As for the foreign stake, Lange is merely restoring Magellan to its roots, when, as its name would imply, it was a globe-trotting fund. Lange bought a group of Japanese banks, real-estate-oriented companies, and trading houses, not to mention Yamada Denki, frequently referred to as the Best Buy of Japan. A longtime Japan watcher, Lange sees real signs of life in that long moribund economy.

The Results So Far
Everyone, especially long-suffering shareholders, is eager for signs of improvement at Magellan. That explains the excitement expressed at the end of 2005, when, due to Lange's changes, the fund beat the S&P for the first calendar year since 1999.

That also explains the dismay expressed lately. Everything that worked for Magellan in the fourth quarter of 2005 and the first quarter of 2006 started backfiring in May 2006. Technology and Japan are the two biggest reasons Magellan has fallen far behind both its bogy and its peers.

The Upshot
Magellan's wild ride under Lange is a good indication of the volatility that his approach invites. And while volatility can be unsettling, I'd urge investors not to make too much of short-term performance swings. I wouldn't read much into Magellan's performance over a month, a quarter, or even a year. This is no longer a fund that moves in lockstep with the S&P 500. But that's a good thing because Magellan investors are paying for active management.

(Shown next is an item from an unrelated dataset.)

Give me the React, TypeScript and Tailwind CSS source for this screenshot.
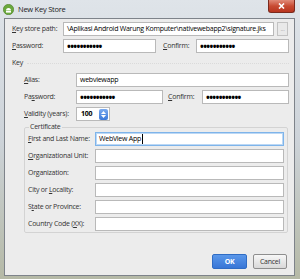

If Magellan were a smaller, nimbler fund, I would recommend it heartily. Capital Appreciation was a Morningstar Fund Analyst Pick and hands down one of our favorite growth funds. Although a bold growth investor, Lange also has a history of counterpunching, especially in the tech sector. When tech stocks are down, he has been a buyer and when prices have run up, he's been a seller. My guess is that he'll maneuver through these choppy waters in similar fashion. I see his talents as reason for Magellan investors to think twice about jumping ship.